━━━━━ Collected material

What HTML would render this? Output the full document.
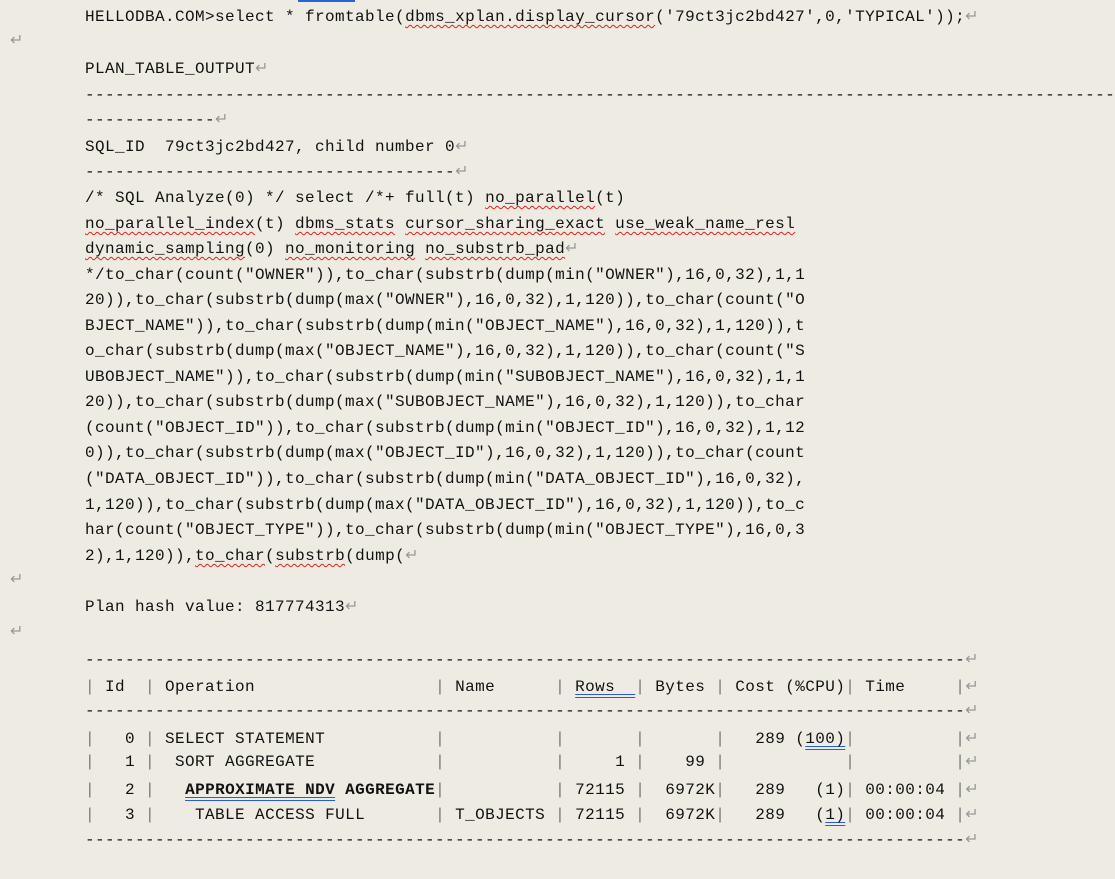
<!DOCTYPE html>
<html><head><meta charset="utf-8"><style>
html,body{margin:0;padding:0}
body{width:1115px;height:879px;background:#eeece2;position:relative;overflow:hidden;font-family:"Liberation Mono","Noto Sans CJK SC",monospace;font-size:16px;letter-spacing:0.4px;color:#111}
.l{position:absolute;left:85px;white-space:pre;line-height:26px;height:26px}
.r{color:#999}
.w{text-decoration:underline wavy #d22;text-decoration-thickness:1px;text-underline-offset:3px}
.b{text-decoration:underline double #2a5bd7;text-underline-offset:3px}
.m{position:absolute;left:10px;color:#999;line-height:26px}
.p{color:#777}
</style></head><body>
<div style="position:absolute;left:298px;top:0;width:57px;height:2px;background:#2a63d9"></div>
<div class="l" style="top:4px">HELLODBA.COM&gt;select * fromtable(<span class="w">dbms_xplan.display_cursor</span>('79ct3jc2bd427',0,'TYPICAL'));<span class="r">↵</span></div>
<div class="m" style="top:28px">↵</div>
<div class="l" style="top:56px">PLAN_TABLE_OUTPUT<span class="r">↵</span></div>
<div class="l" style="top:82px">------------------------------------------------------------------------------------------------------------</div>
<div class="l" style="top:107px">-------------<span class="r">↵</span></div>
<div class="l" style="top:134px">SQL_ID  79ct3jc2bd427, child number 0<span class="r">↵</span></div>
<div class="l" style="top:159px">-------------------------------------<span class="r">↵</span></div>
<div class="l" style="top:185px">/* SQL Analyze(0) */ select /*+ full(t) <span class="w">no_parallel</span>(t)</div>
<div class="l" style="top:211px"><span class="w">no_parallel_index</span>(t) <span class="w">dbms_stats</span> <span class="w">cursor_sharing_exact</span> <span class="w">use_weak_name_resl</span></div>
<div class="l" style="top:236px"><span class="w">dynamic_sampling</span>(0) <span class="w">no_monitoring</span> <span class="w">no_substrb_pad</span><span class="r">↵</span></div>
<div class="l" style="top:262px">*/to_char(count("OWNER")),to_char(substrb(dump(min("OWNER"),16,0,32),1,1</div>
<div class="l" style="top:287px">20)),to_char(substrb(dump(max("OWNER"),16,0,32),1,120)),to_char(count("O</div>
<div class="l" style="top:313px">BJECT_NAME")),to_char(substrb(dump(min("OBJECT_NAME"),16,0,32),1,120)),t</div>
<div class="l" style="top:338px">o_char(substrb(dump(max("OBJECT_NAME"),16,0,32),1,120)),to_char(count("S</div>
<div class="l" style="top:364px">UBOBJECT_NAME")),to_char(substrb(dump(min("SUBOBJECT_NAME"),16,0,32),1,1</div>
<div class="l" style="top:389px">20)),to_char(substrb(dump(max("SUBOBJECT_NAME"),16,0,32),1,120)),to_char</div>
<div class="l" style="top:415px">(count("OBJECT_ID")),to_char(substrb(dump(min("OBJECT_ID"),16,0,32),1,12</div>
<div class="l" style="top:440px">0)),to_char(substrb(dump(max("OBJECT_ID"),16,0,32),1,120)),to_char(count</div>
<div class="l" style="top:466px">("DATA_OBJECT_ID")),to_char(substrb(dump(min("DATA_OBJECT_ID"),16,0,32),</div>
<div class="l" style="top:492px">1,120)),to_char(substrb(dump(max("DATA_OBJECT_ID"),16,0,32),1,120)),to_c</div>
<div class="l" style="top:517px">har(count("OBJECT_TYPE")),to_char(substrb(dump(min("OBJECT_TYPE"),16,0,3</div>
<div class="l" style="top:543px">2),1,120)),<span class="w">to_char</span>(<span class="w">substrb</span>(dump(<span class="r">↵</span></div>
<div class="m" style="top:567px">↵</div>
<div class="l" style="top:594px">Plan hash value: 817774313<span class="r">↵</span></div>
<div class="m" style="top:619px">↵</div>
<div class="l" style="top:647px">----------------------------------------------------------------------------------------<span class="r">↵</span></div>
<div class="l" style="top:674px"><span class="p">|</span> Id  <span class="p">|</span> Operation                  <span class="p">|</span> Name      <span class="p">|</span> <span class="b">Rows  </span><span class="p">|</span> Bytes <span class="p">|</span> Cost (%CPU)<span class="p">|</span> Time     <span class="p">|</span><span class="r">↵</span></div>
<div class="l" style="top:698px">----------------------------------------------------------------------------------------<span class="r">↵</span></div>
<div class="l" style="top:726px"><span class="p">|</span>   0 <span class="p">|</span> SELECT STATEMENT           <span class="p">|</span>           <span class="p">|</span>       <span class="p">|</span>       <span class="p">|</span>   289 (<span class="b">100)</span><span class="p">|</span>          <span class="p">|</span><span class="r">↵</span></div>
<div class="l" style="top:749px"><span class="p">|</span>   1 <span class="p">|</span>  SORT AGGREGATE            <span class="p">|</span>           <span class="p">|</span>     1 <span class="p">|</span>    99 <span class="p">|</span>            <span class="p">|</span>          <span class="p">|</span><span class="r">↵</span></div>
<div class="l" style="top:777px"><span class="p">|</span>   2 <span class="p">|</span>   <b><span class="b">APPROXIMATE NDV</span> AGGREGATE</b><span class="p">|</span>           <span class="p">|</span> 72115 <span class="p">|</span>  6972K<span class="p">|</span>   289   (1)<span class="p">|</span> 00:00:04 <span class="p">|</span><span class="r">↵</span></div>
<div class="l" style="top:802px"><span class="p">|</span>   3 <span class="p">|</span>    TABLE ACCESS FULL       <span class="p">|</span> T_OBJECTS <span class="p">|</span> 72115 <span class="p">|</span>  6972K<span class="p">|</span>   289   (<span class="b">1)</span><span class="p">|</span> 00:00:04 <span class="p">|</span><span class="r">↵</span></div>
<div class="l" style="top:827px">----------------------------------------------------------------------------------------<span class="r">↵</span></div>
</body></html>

━━━━━━━━━━

### Given exercise
Write the lines above out again exactly, without any of their pictures.

### Worked solution
What HTML would render this? Output the full document.
<!DOCTYPE html>
<html><head><meta charset="utf-8"><style>
html,body{margin:0;padding:0}
body{width:1115px;height:879px;background:#eeece2;position:relative;overflow:hidden;font-family:"Liberation Mono","Noto Sans CJK SC",monospace;font-size:16px;letter-spacing:0.4px;color:#111}
.l{position:absolute;left:85px;white-space:pre;line-height:26px;height:26px}
.r{color:#999}
.w{text-decoration:underline wavy #d22;text-decoration-thickness:1px;text-underline-offset:3px}
.b{text-decoration:underline double #2a5bd7;text-underline-offset:3px}
.m{position:absolute;left:10px;color:#999;line-height:26px}
.p{color:#777}
</style></head><body>
<div style="position:absolute;left:298px;top:0;width:57px;height:2px;background:#2a63d9"></div>
<div class="l" style="top:4px">HELLODBA.COM&gt;select * fromtable(<span class="w">dbms_xplan.display_cursor</span>('79ct3jc2bd427',0,'TYPICAL'));<span class="r">↵</span></div>
<div class="m" style="top:28px">↵</div>
<div class="l" style="top:56px">PLAN_TABLE_OUTPUT<span class="r">↵</span></div>
<div class="l" style="top:82px">------------------------------------------------------------------------------------------------------------</div>
<div class="l" style="top:107px">-------------<span class="r">↵</span></div>
<div class="l" style="top:134px">SQL_ID  79ct3jc2bd427, child number 0<span class="r">↵</span></div>
<div class="l" style="top:159px">-------------------------------------<span class="r">↵</span></div>
<div class="l" style="top:185px">/* SQL Analyze(0) */ select /*+ full(t) <span class="w">no_parallel</span>(t)</div>
<div class="l" style="top:211px"><span class="w">no_parallel_index</span>(t) <span class="w">dbms_stats</span> <span class="w">cursor_sharing_exact</span> <span class="w">use_weak_name_resl</span></div>
<div class="l" style="top:236px"><span class="w">dynamic_sampling</span>(0) <span class="w">no_monitoring</span> <span class="w">no_substrb_pad</span><span class="r">↵</span></div>
<div class="l" style="top:262px">*/to_char(count("OWNER")),to_char(substrb(dump(min("OWNER"),16,0,32),1,1</div>
<div class="l" style="top:287px">20)),to_char(substrb(dump(max("OWNER"),16,0,32),1,120)),to_char(count("O</div>
<div class="l" style="top:313px">BJECT_NAME")),to_char(substrb(dump(min("OBJECT_NAME"),16,0,32),1,120)),t</div>
<div class="l" style="top:338px">o_char(substrb(dump(max("OBJECT_NAME"),16,0,32),1,120)),to_char(count("S</div>
<div class="l" style="top:364px">UBOBJECT_NAME")),to_char(substrb(dump(min("SUBOBJECT_NAME"),16,0,32),1,1</div>
<div class="l" style="top:389px">20)),to_char(substrb(dump(max("SUBOBJECT_NAME"),16,0,32),1,120)),to_char</div>
<div class="l" style="top:415px">(count("OBJECT_ID")),to_char(substrb(dump(min("OBJECT_ID"),16,0,32),1,12</div>
<div class="l" style="top:440px">0)),to_char(substrb(dump(max("OBJECT_ID"),16,0,32),1,120)),to_char(count</div>
<div class="l" style="top:466px">("DATA_OBJECT_ID")),to_char(substrb(dump(min("DATA_OBJECT_ID"),16,0,32),</div>
<div class="l" style="top:492px">1,120)),to_char(substrb(dump(max("DATA_OBJECT_ID"),16,0,32),1,120)),to_c</div>
<div class="l" style="top:517px">har(count("OBJECT_TYPE")),to_char(substrb(dump(min("OBJECT_TYPE"),16,0,3</div>
<div class="l" style="top:543px">2),1,120)),<span class="w">to_char</span>(<span class="w">substrb</span>(dump(<span class="r">↵</span></div>
<div class="m" style="top:567px">↵</div>
<div class="l" style="top:594px">Plan hash value: 817774313<span class="r">↵</span></div>
<div class="m" style="top:619px">↵</div>
<div class="l" style="top:647px">----------------------------------------------------------------------------------------<span class="r">↵</span></div>
<div class="l" style="top:674px"><span class="p">|</span> Id  <span class="p">|</span> Operation                  <span class="p">|</span> Name      <span class="p">|</span> <span class="b">Rows  </span><span class="p">|</span> Bytes <span class="p">|</span> Cost (%CPU)<span class="p">|</span> Time     <span class="p">|</span><span class="r">↵</span></div>
<div class="l" style="top:698px">----------------------------------------------------------------------------------------<span class="r">↵</span></div>
<div class="l" style="top:726px"><span class="p">|</span>   0 <span class="p">|</span> SELECT STATEMENT           <span class="p">|</span>           <span class="p">|</span>       <span class="p">|</span>       <span class="p">|</span>   289 (<span class="b">100)</span><span class="p">|</span>          <span class="p">|</span><span class="r">↵</span></div>
<div class="l" style="top:749px"><span class="p">|</span>   1 <span class="p">|</span>  SORT AGGREGATE            <span class="p">|</span>           <span class="p">|</span>     1 <span class="p">|</span>    99 <span class="p">|</span>            <span class="p">|</span>          <span class="p">|</span><span class="r">↵</span></div>
<div class="l" style="top:777px"><span class="p">|</span>   2 <span class="p">|</span>   <b><span class="b">APPROXIMATE NDV</span> AGGREGATE</b><span class="p">|</span>           <span class="p">|</span> 72115 <span class="p">|</span>  6972K<span class="p">|</span>   289   (1)<span class="p">|</span> 00:00:04 <span class="p">|</span><span class="r">↵</span></div>
<div class="l" style="top:802px"><span class="p">|</span>   3 <span class="p">|</span>    TABLE ACCESS FULL       <span class="p">|</span> T_OBJECTS <span class="p">|</span> 72115 <span class="p">|</span>  6972K<span class="p">|</span>   289   (<span class="b">1)</span><span class="p">|</span> 00:00:04 <span class="p">|</span><span class="r">↵</span></div>
<div class="l" style="top:827px">----------------------------------------------------------------------------------------<span class="r">↵</span></div>
</body></html>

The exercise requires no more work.